--- Direction ---
Scan the data below for the string "styled". Show every line where it turns up.

== Data shown ==

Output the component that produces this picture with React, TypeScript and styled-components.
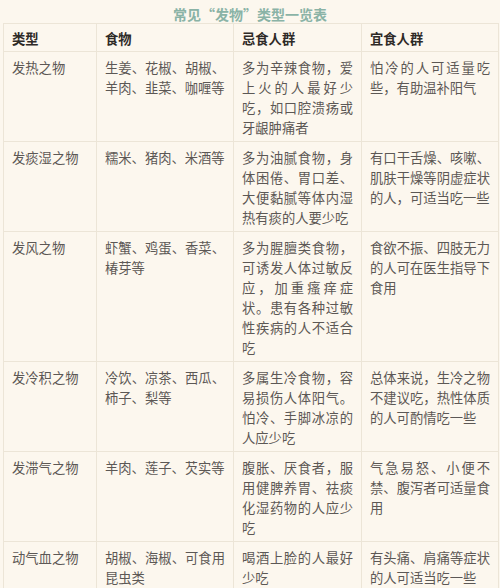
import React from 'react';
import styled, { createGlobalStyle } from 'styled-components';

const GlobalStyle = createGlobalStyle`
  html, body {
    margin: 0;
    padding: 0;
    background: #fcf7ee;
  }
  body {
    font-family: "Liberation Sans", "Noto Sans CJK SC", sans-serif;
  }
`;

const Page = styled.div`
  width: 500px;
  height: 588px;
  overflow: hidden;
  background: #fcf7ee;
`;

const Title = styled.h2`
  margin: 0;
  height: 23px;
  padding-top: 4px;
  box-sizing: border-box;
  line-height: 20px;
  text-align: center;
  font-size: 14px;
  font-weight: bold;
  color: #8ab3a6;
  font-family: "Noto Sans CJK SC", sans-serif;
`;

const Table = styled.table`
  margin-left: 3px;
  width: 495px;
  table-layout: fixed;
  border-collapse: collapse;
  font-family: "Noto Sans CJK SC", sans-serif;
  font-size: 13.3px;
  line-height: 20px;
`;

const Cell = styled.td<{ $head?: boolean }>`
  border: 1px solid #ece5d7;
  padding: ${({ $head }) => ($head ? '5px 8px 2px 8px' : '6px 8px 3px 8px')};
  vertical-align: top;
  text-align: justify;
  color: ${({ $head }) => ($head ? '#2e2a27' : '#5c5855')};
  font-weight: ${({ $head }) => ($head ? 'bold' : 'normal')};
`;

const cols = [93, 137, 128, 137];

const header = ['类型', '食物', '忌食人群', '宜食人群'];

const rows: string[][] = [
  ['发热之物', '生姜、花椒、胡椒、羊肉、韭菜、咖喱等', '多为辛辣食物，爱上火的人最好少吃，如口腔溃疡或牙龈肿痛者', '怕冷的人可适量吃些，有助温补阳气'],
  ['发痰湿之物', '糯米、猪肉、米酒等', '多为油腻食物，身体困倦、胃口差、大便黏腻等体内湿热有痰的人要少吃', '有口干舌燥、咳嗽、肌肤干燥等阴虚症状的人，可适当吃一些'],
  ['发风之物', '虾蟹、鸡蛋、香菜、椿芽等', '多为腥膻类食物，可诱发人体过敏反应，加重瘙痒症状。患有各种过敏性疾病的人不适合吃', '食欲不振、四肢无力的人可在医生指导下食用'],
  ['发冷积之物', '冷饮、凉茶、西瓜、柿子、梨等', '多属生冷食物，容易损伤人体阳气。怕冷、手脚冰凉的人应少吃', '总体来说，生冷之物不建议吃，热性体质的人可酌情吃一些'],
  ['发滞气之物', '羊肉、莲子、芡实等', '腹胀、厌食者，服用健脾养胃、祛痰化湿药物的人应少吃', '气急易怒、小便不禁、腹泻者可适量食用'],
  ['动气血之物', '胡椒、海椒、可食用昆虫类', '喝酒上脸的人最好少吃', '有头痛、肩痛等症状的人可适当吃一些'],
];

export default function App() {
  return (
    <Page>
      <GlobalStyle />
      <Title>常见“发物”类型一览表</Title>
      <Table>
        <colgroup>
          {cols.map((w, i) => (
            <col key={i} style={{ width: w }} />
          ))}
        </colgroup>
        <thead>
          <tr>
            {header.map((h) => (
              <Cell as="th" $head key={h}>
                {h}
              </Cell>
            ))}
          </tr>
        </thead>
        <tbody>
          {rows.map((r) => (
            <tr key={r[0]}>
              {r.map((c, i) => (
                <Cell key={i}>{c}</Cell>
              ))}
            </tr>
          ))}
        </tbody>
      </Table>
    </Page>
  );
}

===

--- Reply ---
Output the component that produces this picture with React, TypeScript and styled-components.
import styled, { createGlobalStyle } from 'styled-components';
const Page = styled.div`
const Title = styled.h2`
const Table = styled.table`
const Cell = styled.td<{ $head?: boolean }>`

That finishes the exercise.